Salomon Kroonenberg, Dutch writer
Writers explore the boundaries
The Dutch programme at the International Book Fair in Beijing was cunningly devised. The organisers, Tiziano Pérez and Bas Pauw, had placed pairs of poets together: Douwe Draaisma and Bernlef discussed memory, Anna Enquist and the female writer Xu Kun turned out - to their own great amazement - both to be football enthusiasts, and Margriet de Moor and myself found surprising things in common concerning the storm disaster in South-West Holland in 1953.
‘Let us get back to the literature,’ he said.
But probably the best pairing of writers was that of the Iranian-Dutch writer Kader Abdolah and the Tibetan-Chinese writer A Lai. Both of them have carved out a literary career in a cultural background different from their own. Kader told his audience that he was not allowed to write what he wanted to in Iran, and for that reason he fled to the Netherlands. ‘Now I feel like an astronaut,’ he said,’ I can fly in any direction I like. Can you also do that, A Lai? Can you be yourself as a Tibetan writer?’ he asked his colleague.
A Lai related that he had learnt Chinese from primary school onwards, so that he had not had such a dramatic break with his past as Kader. ‘I grew up in the 1960s and 1970s, during the Cultural Revolution, and we were given instructions about what we were and were not allowed to write. For that reason, I decided not to carry on at school. Even after that it was still difficult - we wrote things by hand and passed them on. Other people copied them, and in that way and underground literature came into being. That was dangerous too - you could be punished for it. But from the 1990s onwards, I could write what I wanted to.’
‘I have always written in Chinese, for there was not much on offer in Tibetan literature. I studied the history of Tibet, wrote about people who wanted to open up the closed society of Tibet to the West but who were put in prison by the Dalai Lama. Come to Tibet, Kader, I will show it to you - and then you must take me with you to Iran.’
‘I’ll take you with me to the Netherlands,’ Kader said, ’ then you can see what freedom is - but now you have the chance to say something about the lack of freedom of Tibetan writers, and I will have it published in the Dutch newspapers.’ A Lai did not answer. ‘Come on, A Lai, say something, and I’ll put it in the newspaper!’ Then Chairman Zhang Xiaohong, a professor of literature at the University of Shenzhen, intervened. ‘Let us get back to the literature,’ she said.
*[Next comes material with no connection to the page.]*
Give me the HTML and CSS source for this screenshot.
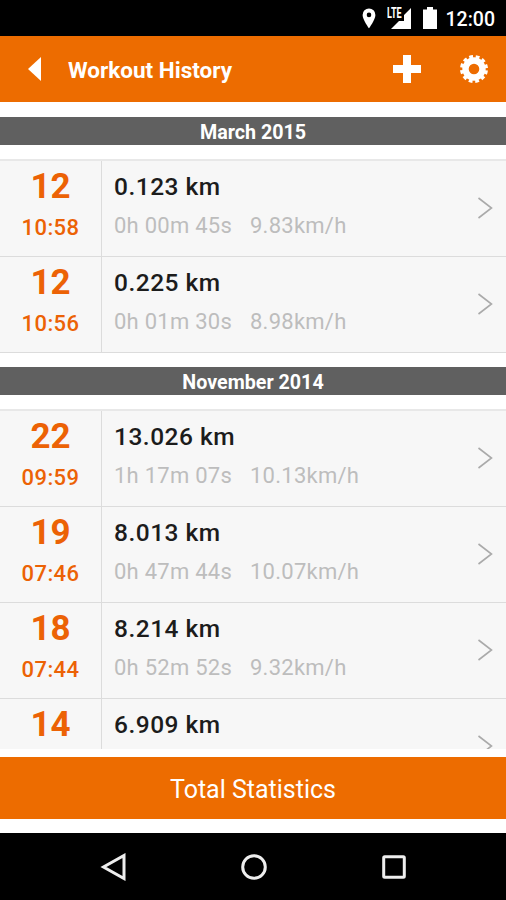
FILE: index.html
```
<!DOCTYPE html>
<html lang="en">
<head>
    <meta charset="UTF-8">
    <title>Workout History</title>
    <link rel="stylesheet" href="styles.css">
</head>
<body>
<div class="status">
    <svg class="pin" width="14" height="21" viewBox="0 0 14 21"><path fill="#fff" fill-rule="evenodd" d="M7 0.5a6.4 6.4 0 0 0-6.4 6.4C.6 11.5 7 20.3 7 20.3s6.4-8.8 6.4-13.4A6.4 6.4 0 0 0 7 .5zM7 4.6a2.3 2.3 0 1 1 0 4.6 2.3 2.3 0 0 1 0-4.6z"/></svg>
    <div class="signal">
        <svg width="26" height="23" viewBox="0 0 26 23"><path fill="#fff" d="M25 1v21H5l8-8h5V8z"/></svg>
        <span class="lte">LTE</span>
    </div>
    <svg class="battery" width="14" height="22" viewBox="0 0 14 22"><path fill="#fff" d="M4 0h6v2.500h4V22H0V2.500H4z"/></svg>
    <span class="clock">12:00</span>
</div>
<div class="header">
    <svg class="back" width="13" height="24" viewBox="0 0 13 24"><path fill="#fff" d="M13 0v24L0 12z"/></svg>
    <h1>Workout History</h1>
    <svg class="add" width="28" height="28" viewBox="0 0 28 28"><path fill="#fff" d="M10 0h8v10h10v8H18v10h-8V18H0v-8h10z"/></svg>
    <svg class="gear" width="28" height="28" viewBox="-14 -14 28 28">
        <circle r="8.500" fill="none" stroke="#fff" stroke-width="6.400"/>
        <circle r="12.300" fill="none" stroke="#fff" stroke-width="3.400" stroke-dasharray="3.700 2.740" stroke-dashoffset="-1.370"/>
    </svg>
</div>
<div class="content">
    <h2>March 2015</h2>
    <ul>
        <li>
            <div class="date"><b>12</b><span>10:58</span></div>
            <div class="info"><b>0.123 km</b><p><span>0h 00m 45s</span><span>9.83km/h</span></p></div>
            <svg class="arrow" width="16" height="24" viewBox="0 0 16 24"><path d="M1.500 2l13 10-13 10"/></svg>
        </li>
        <li>
            <div class="date"><b>12</b><span>10:56</span></div>
            <div class="info"><b>0.225 km</b><p><span>0h 01m 30s</span><span>8.98km/h</span></p></div>
            <svg class="arrow" width="16" height="24" viewBox="0 0 16 24"><path d="M1.500 2l13 10-13 10"/></svg>
        </li>
    </ul>
    <h2>November 2014</h2>
    <ul>
        <li>
            <div class="date"><b>22</b><span>09:59</span></div>
            <div class="info"><b>13.026 km</b><p><span>1h 17m 07s</span><span>10.13km/h</span></p></div>
            <svg class="arrow" width="16" height="24" viewBox="0 0 16 24"><path d="M1.500 2l13 10-13 10"/></svg>
        </li>
        <li>
            <div class="date"><b>19</b><span>07:46</span></div>
            <div class="info"><b>8.013 km</b><p><span>0h 47m 44s</span><span>10.07km/h</span></p></div>
            <svg class="arrow" width="16" height="24" viewBox="0 0 16 24"><path d="M1.500 2l13 10-13 10"/></svg>
        </li>
        <li>
            <div class="date"><b>18</b><span>07:44</span></div>
            <div class="info"><b>8.214 km</b><p><span>0h 52m 52s</span><span>9.32km/h</span></p></div>
            <svg class="arrow" width="16" height="24" viewBox="0 0 16 24"><path d="M1.500 2l13 10-13 10"/></svg>
        </li>
        <li>
            <div class="date"><b>14</b></div>
            <div class="info"><b>6.909 km</b></div>
            <svg class="arrow" width="16" height="24" viewBox="0 0 16 24"><path d="M1.500 2l13 10-13 10"/></svg>
        </li>
    </ul>
</div>
<div class="total">Total Statistics</div>
<div class="nav">
    <svg width="28" height="28" viewBox="0 0 28 28"><path d="M24 2.500v23L3.500 14z"/></svg>
    <svg width="28" height="28" viewBox="0 0 28 28"><circle cx="14" cy="14" r="11.300"/></svg>
    <svg width="28" height="28" viewBox="0 0 28 28"><rect x="3.700" y="3.700" width="20.600" height="20.600" rx="1"/></svg>
</div>
</body>
</html>
```
FILE: styles.css
```
*{
    margin: 0;padding: 0;
    box-sizing: border-box;
}
ul{list-style: none}
svg{display: block;flex: none}
body{
    height: 900px;
    display: flex;
    flex-direction: column;
    overflow: hidden;
    background: #fff;
    font-family: Roboto, "Liberation Sans", sans-serif;
}
.status{
    height: 36px;
    flex: none;
    display: flex;
    align-items: center;
    justify-content: flex-end;
    padding-right: 11px;
    background: #000;
    color: #fff;
}
.signal{
    position: relative;
    margin: 0 11px 0 10px;
}
/*LTE压在信号三角上面*/
.lte{
    position: absolute;
    left: 1px;top: 0;
    font-size: 14px;
    line-height: 13px;
    font-weight: bold;
    transform: scaleX(.65);
    transform-origin: left;
}
.clock{
    margin-left: 9px;
    padding-top: 3px;
    font-size: 19.5px;
    line-height: 24px;
    font-weight: 500;
}
.header{
    height: 66px;
    flex: none;
    display: flex;
    align-items: center;
    padding: 0 18px 0 28px;
    background: #ed6c00;
    color: #fff;
}
h1{
    flex: 1;
    margin-left: 27px;
    padding-top: 1px;
    font-size: 22.5px;
    line-height: 28px;
    font-weight: bold;
}
.gear{margin-left: 39px}
.content{
    height: 647px;
    flex: none;
    overflow: hidden;
    padding-top: 15px;
}
h2{
    height: 28px;
    margin-bottom: 14px;
    background: #606060;
    color: #fff;
    font-size: 19.7px;
    line-height: 31px;
    font-weight: bold;
    text-align: center;
}
ul{
    margin-bottom: 14px;
    border-top: 2px solid #e8e8e8;
}
li{
    display: flex;
    height: 96px;
    background: #f7f7f7;
    border-bottom: 1px solid #dcdcdc;
}
.date{
    width: 102px;
    border-right: 1px solid #dcdcdc;
    color: #ec6205;
    text-align: center;
}
.date b{
    display: block;
    padding-top: 5px;
    font-size: 35px;
    line-height: 42px;
}
.date span{
    display: block;
    margin-top: 7px;
    font-size: 22px;
    line-height: 26px;
    font-weight: 500;
    letter-spacing: .4px;
}
.info{
    flex: 1;
    padding-left: 12px;
}
.info b{
    display: block;
    padding-top: 11px;
    font-size: 24.5px;
    line-height: 30px;
    font-weight: 500;
    letter-spacing: .5px;
    color: #1c1c1c;
}
.info p{
    display: flex;
    gap: 18px;
    margin-top: 11px;
    font-size: 22px;
    line-height: 26px;
    letter-spacing: .25px;
    color: #bdbdbd;
}
.arrow{
    align-self: center;
    margin: 0 13px 2px 0;
    fill: none;
    stroke: #aaa;
    stroke-width: 1.6;
}
.total{
    height: 62px;
    flex: none;
    margin: 8px 0 14px;
    background: #ed6c00;
    color: #fff;
    font-size: 25px;
    line-height: 66px;
    text-align: center;
}
.nav{
    flex: 1;
    display: flex;
    align-items: center;
    justify-content: center;
    gap: 112px;
    padding-left: 1px;
    background: #000;
    fill: none;
    stroke: #eee;
    stroke-width: 3;
}
```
Adriaan van Dis was to use exactly the same sentence in a later conversation when he challenged his conversation partner, the avant-gardist writer Murong Xuecun to speak freely. Murong had complained that not everything that is in the newspapers in China is true. ‘In the Netherlands they also write that we consume Peking Duck while Chinese writers sit in prison,’ Adriaan answered. ‘And what’s more, I am misquoted. Just say what you want - the government isn’t here.’ ‘The government is everywhere,’ Murong replied. ‘Let us get back to the literature,’ Adriaan said.
A Lai praised Kader’s My Father’s Notebook, which has been translated into Chinese. ‘Would you also have written that book if you had been born in the Netherlands?’ he asked Kader. ‘For me, writing is art, not geo-politics,’ A Lai continued. ‘The other background is only a source of inspiration. I always find it extremely irritating when people expect writers from other cultures to write about geo-politics. Writing is a highly personal form of expression.’ His vision connects seamlessly with what Bernlef was to say in a later conversation: ‘You must separate literature from politics.’ My Chinese neighbour on the settee in the auditorium nods vigorously. Kader does not, by the way, give the impression of ever having read anything by A Lai. Someone from the Chinese audience asked: ‘Did you know that some writers have been give house arrest during the book fair?’ A Lai did not know this, he said. Kader went one step further: ‘The Nobel Prize winner, is he a good writer, A Lai?’ ‘Gao Xingjian, just like me, was influenced by Faulkner and Toni Morrison, and interested in blacks and jews.; I do not like the term ethnic minorities - I would rather talk about minority thought.’ That was clearly not the answer Kader Abdolah had been expecting, for Geo Xingjian was the winner of the Nobel Prize in 2000, not that of 2010, whose name was not mentioned. But Kader did not push this any further - it was the end of the conversation.
I would not like to have missed these conversations. There is no better way to put new heart into Chinese writers than to enter into a dialogue with them.